AIM OF THE EXERCISE:
Below is a listing to transcribe in full and exactly; keep the pictures out.

DATASET CONTENT:

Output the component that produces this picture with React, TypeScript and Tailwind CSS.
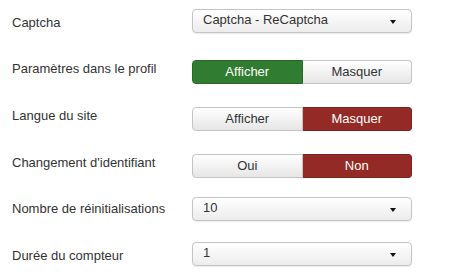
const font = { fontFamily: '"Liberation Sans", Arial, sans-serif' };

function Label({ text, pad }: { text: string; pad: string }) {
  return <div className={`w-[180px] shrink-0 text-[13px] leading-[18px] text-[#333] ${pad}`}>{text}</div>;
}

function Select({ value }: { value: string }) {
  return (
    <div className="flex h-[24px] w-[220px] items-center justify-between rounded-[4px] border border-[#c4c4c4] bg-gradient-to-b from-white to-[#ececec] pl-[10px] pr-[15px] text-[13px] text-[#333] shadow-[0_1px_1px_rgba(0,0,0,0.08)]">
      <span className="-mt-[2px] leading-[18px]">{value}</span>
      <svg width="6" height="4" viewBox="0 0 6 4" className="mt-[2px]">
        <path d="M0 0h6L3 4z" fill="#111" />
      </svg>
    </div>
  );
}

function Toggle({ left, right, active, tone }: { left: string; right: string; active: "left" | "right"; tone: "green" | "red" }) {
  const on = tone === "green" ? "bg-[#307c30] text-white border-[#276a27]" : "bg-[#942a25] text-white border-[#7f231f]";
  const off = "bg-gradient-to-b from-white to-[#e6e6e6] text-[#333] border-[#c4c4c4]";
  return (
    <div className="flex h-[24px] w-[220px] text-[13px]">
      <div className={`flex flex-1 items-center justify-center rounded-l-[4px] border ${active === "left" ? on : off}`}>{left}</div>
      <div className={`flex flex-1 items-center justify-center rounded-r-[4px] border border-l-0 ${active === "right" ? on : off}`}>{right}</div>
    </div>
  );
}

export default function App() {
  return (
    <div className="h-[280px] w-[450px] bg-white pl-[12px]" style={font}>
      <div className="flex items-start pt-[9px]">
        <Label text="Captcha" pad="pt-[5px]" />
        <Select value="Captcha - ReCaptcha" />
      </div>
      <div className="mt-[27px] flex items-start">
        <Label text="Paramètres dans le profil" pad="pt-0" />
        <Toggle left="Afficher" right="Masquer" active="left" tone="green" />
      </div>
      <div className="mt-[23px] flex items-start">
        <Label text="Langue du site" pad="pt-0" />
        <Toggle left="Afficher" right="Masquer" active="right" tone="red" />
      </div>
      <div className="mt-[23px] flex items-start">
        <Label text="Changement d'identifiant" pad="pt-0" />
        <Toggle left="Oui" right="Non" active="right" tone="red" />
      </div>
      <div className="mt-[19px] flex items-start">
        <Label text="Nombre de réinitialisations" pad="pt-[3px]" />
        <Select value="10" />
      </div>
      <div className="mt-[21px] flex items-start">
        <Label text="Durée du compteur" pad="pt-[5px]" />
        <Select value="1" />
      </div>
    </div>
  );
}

FULL RESPONSE:
Output the component that produces this picture with React, TypeScript and Tailwind CSS.
const font = { fontFamily: '"Liberation Sans", Arial, sans-serif' };

function Label({ text, pad }: { text: string; pad: string }) {
  return <div className={`w-[180px] shrink-0 text-[13px] leading-[18px] text-[#333] ${pad}`}>{text}</div>;
}

function Select({ value }: { value: string }) {
  return (
    <div className="flex h-[24px] w-[220px] items-center justify-between rounded-[4px] border border-[#c4c4c4] bg-gradient-to-b from-white to-[#ececec] pl-[10px] pr-[15px] text-[13px] text-[#333] shadow-[0_1px_1px_rgba(0,0,0,0.08)]">
      <span className="-mt-[2px] leading-[18px]">{value}</span>
      <svg width="6" height="4" viewBox="0 0 6 4" className="mt-[2px]">
        <path d="M0 0h6L3 4z" fill="#111" />
      </svg>
    </div>
  );
}

function Toggle({ left, right, active, tone }: { left: string; right: string; active: "left" | "right"; tone: "green" | "red" }) {
  const on = tone === "green" ? "bg-[#307c30] text-white border-[#276a27]" : "bg-[#942a25] text-white border-[#7f231f]";
  const off = "bg-gradient-to-b from-white to-[#e6e6e6] text-[#333] border-[#c4c4c4]";
  return (
    <div className="flex h-[24px] w-[220px] text-[13px]">
      <div className={`flex flex-1 items-center justify-center rounded-l-[4px] border ${active === "left" ? on : off}`}>{left}</div>
      <div className={`flex flex-1 items-center justify-center rounded-r-[4px] border border-l-0 ${active === "right" ? on : off}`}>{right}</div>
    </div>
  );
}

export default function App() {
  return (
    <div className="h-[280px] w-[450px] bg-white pl-[12px]" style={font}>
      <div className="flex items-start pt-[9px]">
        <Label text="Captcha" pad="pt-[5px]" />
        <Select value="Captcha - ReCaptcha" />
      </div>
      <div className="mt-[27px] flex items-start">
        <Label text="Paramètres dans le profil" pad="pt-0" />
        <Toggle left="Afficher" right="Masquer" active="left" tone="green" />
      </div>
      <div className="mt-[23px] flex items-start">
        <Label text="Langue du site" pad="pt-0" />
        <Toggle left="Afficher" right="Masquer" active="right" tone="red" />
      </div>
      <div className="mt-[23px] flex items-start">
        <Label text="Changement d'identifiant" pad="pt-0" />
        <Toggle left="Oui" right="Non" active="right" tone="red" />
      </div>
      <div className="mt-[19px] flex items-start">
        <Label text="Nombre de réinitialisations" pad="pt-[3px]" />
        <Select value="10" />
      </div>
      <div className="mt-[21px] flex items-start">
        <Label text="Durée du compteur" pad="pt-[5px]" />
        <Select value="1" />
      </div>
    </div>
  );
}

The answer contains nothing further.